We're looking for proposals that:
Clearly define the challenge participants will work on
Show intention around facilitation and participation
Create opportunities for shared insight or tangible takeaways
If learning happens best through doing, this is the right format.
Panel
60 minutes | Moderator + 3–4 panelists
Panels at the NPA Summit are focused, topic-driven conversations tied directly to one of the Summit’s five core areas:
Audience Intelligence & First-Party Data Systems
AI-Native News Operations
Sustainable, Audience-Led Business Models
The Future of Distribution & Non-dependability
Product Leadership in Uncertain Times
Rather than broad overviews, panels are designed to explore specific questions, tensions, or decisions within these themes—bringing together diverse perspectives to help senior leaders and practitioners think more clearly about what to do next.
Pitch a Panel if:
You want to help shape a high-quality conversation within one of the five topic areas
You can articulate a clear focus (the problem, debate, or decision the panel will explore)
You can contribute a meaningful perspective based on your experience or suggest others who can
We're looking for panel proposals that:
Are clearly grounded in one Summit topic area
Have a strong, well-defined point of inquiry
Bring together complementary or contrasting perspectives (not duplicative ones)
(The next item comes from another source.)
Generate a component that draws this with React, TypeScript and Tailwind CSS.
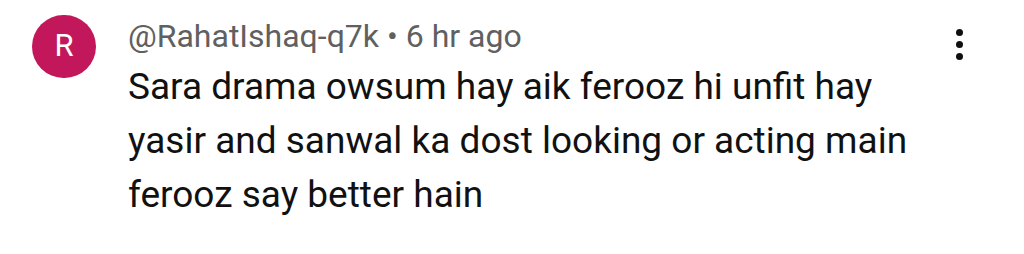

Are designed to go deep rather than cover everything
Strong panels feel intentional, opinionated, and useful—helping the audience understand how leaders are navigating real tradeoffs, not just what’s happening in the industry.
How Sessions Are Selected
All proposals are reviewed by a community review panel made up of practitioners from across the news product ecosystem, who read submissions and share their top recommendations. The NPA team then uses this feedback to curate the final program, balancing community input with considerations such as session mix, theme alignment, and a breadth of perspectives and experiences from across the field, alongside overall program cohesion.